The DSD is somewhat rigid and does not provide a solution for every case. That situation is when you should use custom design. The rest of my reply is based on custom design.
Have you screened the 38 factors already? Is the data available? Might it be possible to augment the existing data to fit the new model and test the interactions? Augmentation is a great way to learn more with new evidence while leveraging existing data for economy.
When you say, "make no sense," do you mean that these treatments are physically impossible or do you mean that they are likely to produce bad outcomes (undesirable responses)? A test is a kind of guessing game used to "pick the winner." An experiment is a designed plan to collect data to fit a model, regardless of the desirability of the responses. There is a big difference between these two approaches and the mindsets behind them. If your case is the former, then there are ways to eliminate nonsense runs. If your case is the latter, then I would not eliminate any runs based on prejudice.

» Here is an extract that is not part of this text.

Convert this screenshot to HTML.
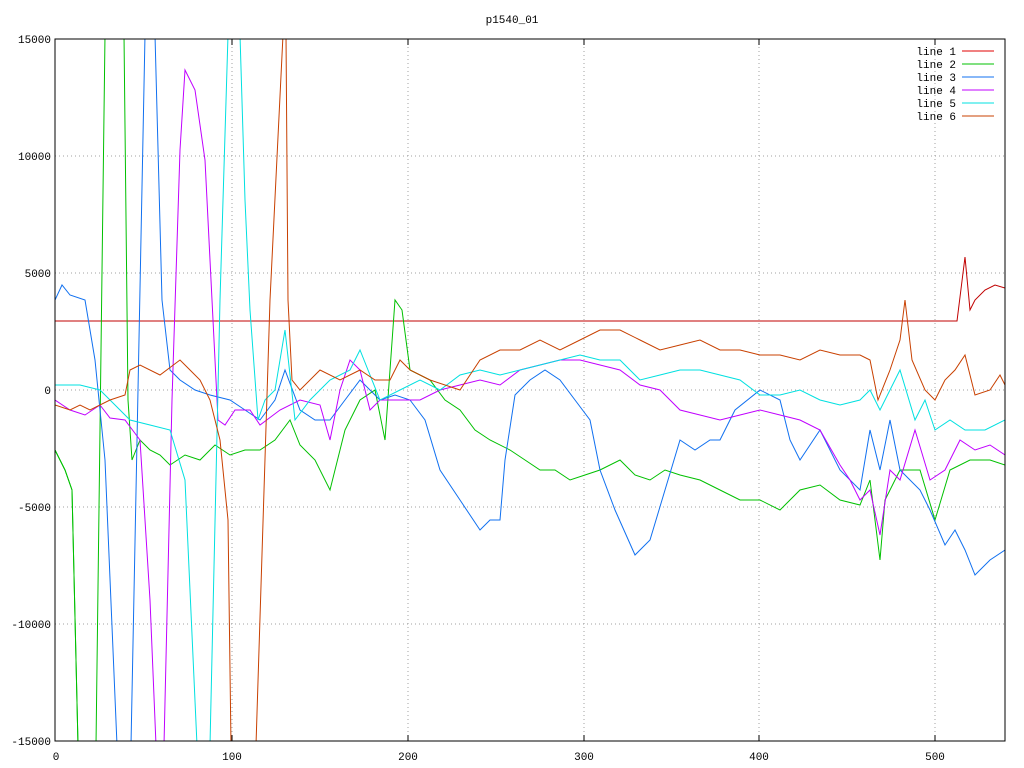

I would add all two-factor interactions. Do you have process knowledge about the interaction effects? If you know that an interaction is not possible, remove this term. If you know that an interaction is active, keep it (primary effect). For the rest of them, change their Estimability from Necessary to If Possible (potential effect). This change will produce a Bayesian optimal design. It resets the minimum number of runs, which is always equal to the number of parameters that are necessary to estimate. This change will help the economy of the design to meet your budget. We recommend using more than the minimum number of runs. A good approach is to consider the potential interactions and decide how many will actually be active. Of course, you do not know this number, but make an educated guess. Add 3-4 runs for every one of these effects. For example, if I have 30 potential interactions but I expect only 4 of them to be active, then I would add 12 to 16 runs to the minimum.
Is this study primarily to screen effects? You stated that you already know that the 30+8 factors are active, so you would not need to screen factors. If so, then leave the recommended criterion: D-optimal. If your primary goal is model selection followed by optimization, then change the criterion to I-optimal. If your goal is a combination of screening effects and optimization, then change the criterion to A-optimal.
You want to balance the need for economy with the need for good estimates of the model parameters or the response. The large number of terms in the model leads to a large number of runs but not necessarily a large number of error degrees of freedom that will be used to establish confidence intervals and hypothesis tests for your decisions. So you generally hope to have effects that are 3-4 times the size of the response standard deviation. Make sure that you widen the range of the continuous factors in order to produce the largest effects. Do not narrow the ranges around the level that you expect to be optimal. That is a testing approach. The wider range supports and experimenting approach.